A few years ago, I met a veteran of the invasion of Afghanistan. I was attending a four-day Appalachian Mountain Club wilderness guide-training course, and over the first few days, we struck up a tentative friendship. He seemed lonely, and I was a bit out of my depth, skills-wise, so he took pleasure in sharing his knowledge. He was an avid naturalist. He wore head-to-toe camo print and could identify birdcalls. He was also, I found out on my last day of the course, a true believer in gun culture.
We didn’t fight about it, not really. We talked a little about how he believes teachers should be armed, and I don’t want my husband to carry a gun to school.
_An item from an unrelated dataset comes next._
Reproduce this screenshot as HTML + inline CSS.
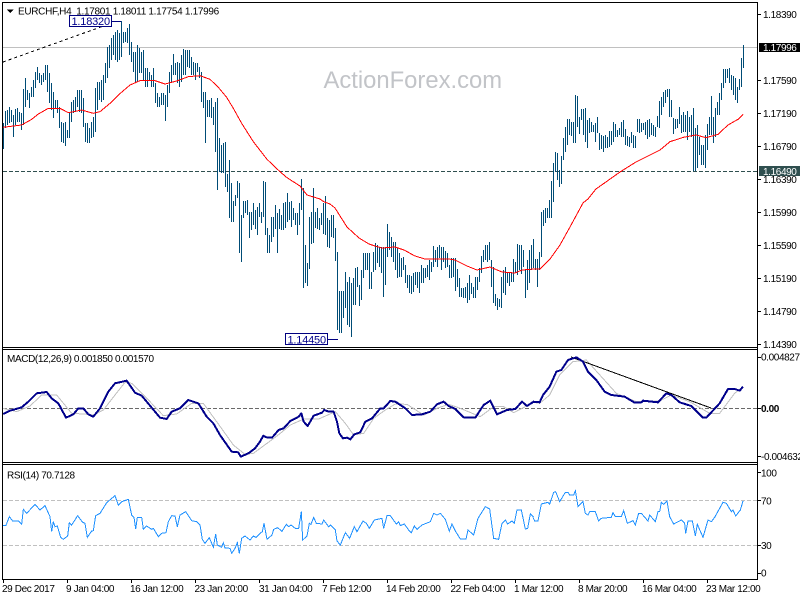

He told me he is always on guard, and everyone should be. We live in a world where you might get shot, and you should act accordingly. In his world, we’re all soldiers, every single American. We’re all cannon fodder.
I left those woods and went back to my woods, where we keep the land posted against hunters. I don’t wear camo because I’m not like that soldier, because I don’t support the military, because I don’t want our tax money to go towards causing more death rather than saving lives. But I also don’t wear it because it’s not safe. In Maine, where hunters are legally entitled to any territory that isn’t specifically marked off-limits, people have been mistakenly shot and killed; up here, a camo print Sandy Liang teddy coat could cost me my life. I could blend in too well, look too much like a tree or a deer. I’m forced to put on blaze orange and hope for the best, because no matter how many signs we post, there are always hunters in our woods with rifles and shotguns and tree stands. It’s their right.